Como católico, tento analisar a história moderna marcada pela perda da fé de acordo com a visão de Santo Agostinho, procurando uma razão mais alta para explicar esse drama.

Vimos que Santo Tomás diz que Deus exerce uma providência especial sobre os justos. (Se os justos hoje são tão poucos, a providência sobre a nossa sociedade é bem limitada ou se resume a permitir-lhe que caminhe para a perdição.) Vimos que Deus quer nas criaturas um efeito de necessidade hipotética, não absoluta. Ora, se Deus quer a salvação da humanidade, Deus quer os meios necessários. (Não há dúvida que uma sociedade organizada conforme a lei natural é o meio próprio para alcançar a salvação) Se esses meios minguam é por que o plano de Deus sobre os tempos modernos é outro. É porque o número dos predestinados está quase completo ou completo e só falta completar-se a massa dos réprobos. Ou então porque Deus chama seus eleitos para alcançar a salvação em condições de extrema dificuldade.
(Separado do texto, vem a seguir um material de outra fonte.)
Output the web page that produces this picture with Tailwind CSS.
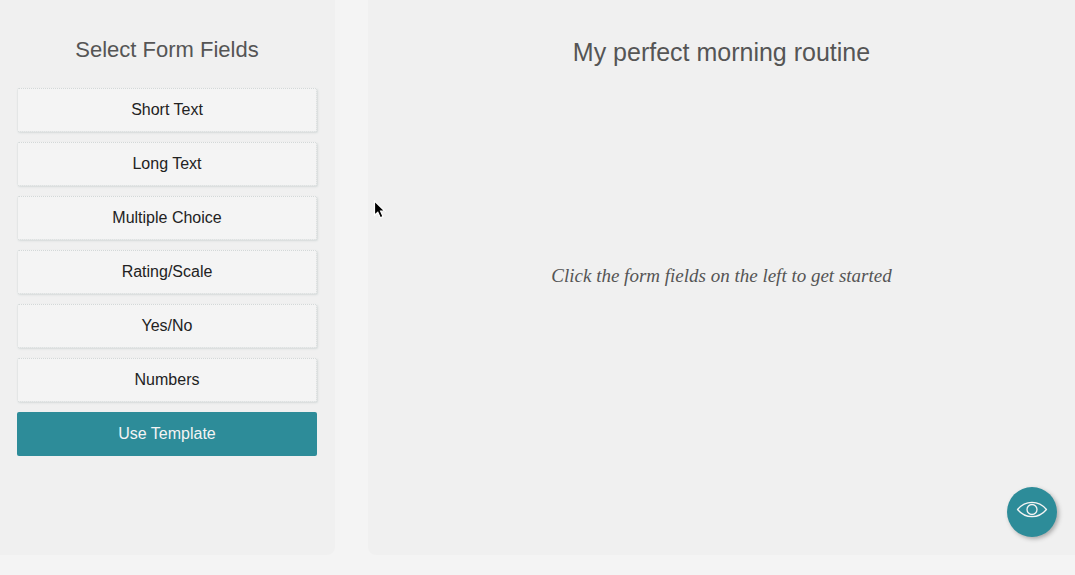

Na questão referente ao tempo oportuno da Encarnação do Verbo, Santo Tomás formula a objeção de que, se Deus se tivesse encarnado no princípio da humanidade, logo após o pecado, um número muito maior de homens se teria salvado pelo conhecimento de Cristo, e responde a essa objeção falando do mistério da predestinação. E diz que se Deus se tivesse encarnado no fim dos tempos, a corrupção da humanidade teria chegado a tal grau que o conhecimento de Deus teria desaparecido da face da terra. Diz também, citando Santo Agostinho, que o tempo da Encarnação se compara ao tempo da juventude da humanidade que opera pelo vigor e fervor da fé.
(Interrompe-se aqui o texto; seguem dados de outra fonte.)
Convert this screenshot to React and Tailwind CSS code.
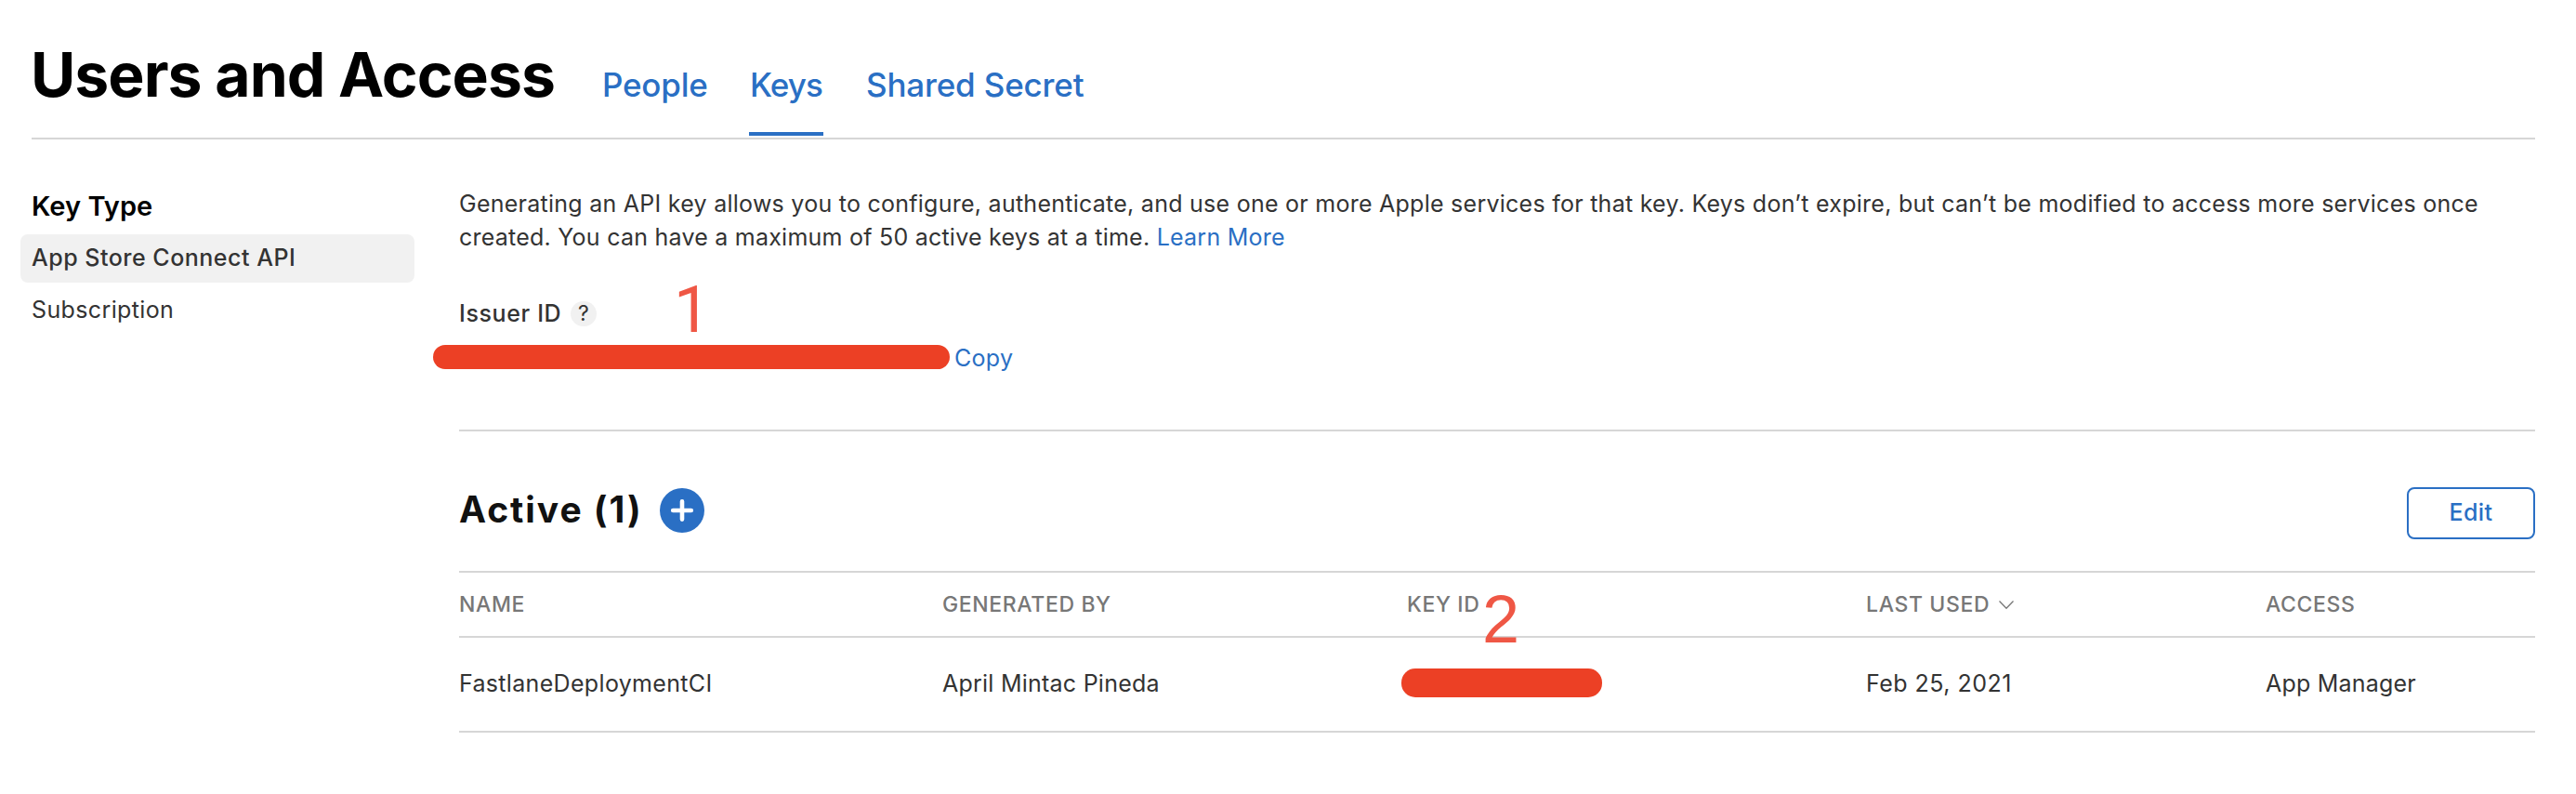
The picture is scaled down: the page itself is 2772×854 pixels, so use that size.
import React from "react";

const columns = "grid grid-cols-[520px_500px_494px_430px_290px]";

function Header() {
  return (
    <header className="mx-[34px] mr-[44px] flex h-[150px] border-b-2 border-[#d6d6d6]">
      <h1 className="w-[614px] whitespace-nowrap pt-[40px] text-[66px] font-bold leading-[80px] tracking-[-0.0146em] text-black">
        <span className="-ml-px">Users and Access</span>
      </h1>
      <nav className="flex h-[146px] whitespace-nowrap text-[35px] font-medium leading-[44px] text-[#2a6fc4]">
        <a className="w-[158px] pt-[69px] tracking-[-0.006em]">People</a>
        <a className="mr-[46px] w-[80px] border-b-4 border-[#2a6fc4] pt-[69px] pl-px tracking-[-0.025em]">Keys</a>
        <a className="pt-[69px] tracking-[-0.005em]">Shared Secret</a>
      </nav>
    </header>
  );
}

function Sidebar() {
  return (
    <aside className="ml-[22px] w-[424px] shrink-0 pt-[54px] text-[25px] text-[#333]">
      <h2 className="pl-3 text-[29px] font-semibold leading-[36px] tracking-[0.002em] text-black">Key Type</h2>
      <div className="mt-3 h-[52px] rounded-lg bg-[#f1f1f1] pl-3 font-medium leading-[50px] tracking-[0.02em]">
        App Store Connect API
      </div>
      <div className="mt-1 h-[52px] pl-3 leading-[50px] tracking-[0.015em]">Subscription</div>
    </aside>
  );
}

function Issuer() {
  return (
    <section className="relative border-b-2 border-[#d6d6d6] pt-[51px] pb-[59px]">
      <p className="whitespace-nowrap leading-[36px] tracking-[0.0103em]">
        Generating an API key allows you to configure, authenticate, and use one or more Apple services for that key. Keys
        don’t expire, but can’t be modified to access more services once
        <br />
        <span className="tracking-[0.0095em]">
          created. You can have a maximum of 50 active keys at a time.{" "}
          <a className="text-[#2a6fc4]">Learn More</a>
        </span>
      </p>
      <div className="mt-[46px] flex h-[36px] items-center">
        <span className="w-[120px] font-medium leading-[36px] tracking-[0.025em]">Issuer ID</span>
        <span className="flex h-[27px] w-[28px] items-center justify-center rounded-full bg-[#f1f1f1] text-[23px] leading-[26px]">
          ?
        </span>
      </div>
      <div className="mt-3 flex h-[36px]">
        <div className="mt-1 -ml-[28px] h-[26px] w-[556px] rounded-[13px] bg-[#ec4025]" />
        <a className="ml-[5px] leading-[36px] tracking-[0.012em] text-[#2a6fc4]">Copy</a>
      </div>
      <span className="absolute top-[148px] left-[231px] font-['Roboto',sans-serif] text-[70px] leading-[70px] text-[#ef5745]">
        1
      </span>
    </section>
  );
}

function ActiveKeys() {
  return (
    <section className="relative">
      <div className="flex h-[150px] items-start justify-between">
        <div className="flex items-start pt-[61px]">
          <h2 className="w-[216px] whitespace-nowrap text-[39px] font-bold leading-[46px] tracking-[0.05em] text-[#111]">
            Active (1)
          </h2>
          <svg width="48" height="48" viewBox="0 0 48 48">
            <circle cx="24" cy="24" r="24" fill="#2a6fc4" />
            <path d="M24 14.2v19.4M14.2 24h19.6" stroke="#fff" strokeWidth="4.6" strokeLinecap="round" />
          </svg>
        </div>
        <button className="mt-[60px] h-[56px] w-[138px] rounded-lg border-2 border-[#2a6fc4] pb-[2px] text-[25px] font-medium leading-[50px] tracking-[0.016em] text-[#2a6fc4]">
          Edit
        </button>
      </div>
      <div
        className={`${columns} h-[72px] border-y-2 border-[#d6d6d6] text-[23px] font-medium leading-[69px] tracking-[0.027em] text-[#777]`}
      >
        <span>NAME</span>
        <span>GENERATED BY</span>
        <span>KEY ID</span>
        <span className="flex">
          LAST USED
          <svg className="mt-[29px] ml-[9px]" width="18" height="12" viewBox="0 0 18 12" fill="none">
            <path d="M1.5 1.5 9 9.3l7.500-7.800" stroke="#777" strokeWidth="1.3" />
          </svg>
        </span>
        <span>ACCESS</span>
      </div>
      <div className={`${columns} h-[102px] border-b-2 border-[#d6d6d6] leading-[98px]`}>
        <span className="tracking-[0.013em]">FastlaneDeploymentCI</span>
        <span className="tracking-[0.0095em]">April Mintac Pineda</span>
        <span className="mt-[33px] -ml-[6px] h-[31px] w-[216px] rounded-[15px] bg-[#ec4025]" />
        <span className="tracking-[0.019em]">Feb 25, 2021</span>
        <span className="tracking-[0.008em]">App Manager</span>
      </div>
      <span className="absolute top-[166px] left-[1101px] font-['Liberation_Sans',sans-serif] text-[72px] leading-[72px] text-[#ef5745]">
        2
      </span>
    </section>
  );
}

export default function App() {
  return (
    <div className="h-[854px] w-[2772px] overflow-hidden bg-white font-['Inter',sans-serif] text-[25px] text-[#333]">
      <Header />
      <div className="flex">
        <Sidebar />
        <main className="ml-[48px] w-[2234px] shrink-0">
          <Issuer />
          <ActiveKeys />
        </main>
      </div>
    </div>
  );
}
Hoje, dada a apostasia generalizada, podemos dizer que vivemos a decrepitude da humanidade. Como interpretar os tempos de hoje? Deus exerce uma providência sobre os maus, simplesmente deixando-os no caminho da perdição?

Para encerrar estas reflexões ocorrem-me à memória as palavras do salmista: “Por que tumultuam as nações? Por que tramam os povos vãs conspirações? Erguem-se os reis da terra contra o Senhor e contra o seu Cristo. Aquele, porém, que mora nos céus, se ri. O Senhor os reduz ao ridículo. (Sl. 2, 1-4).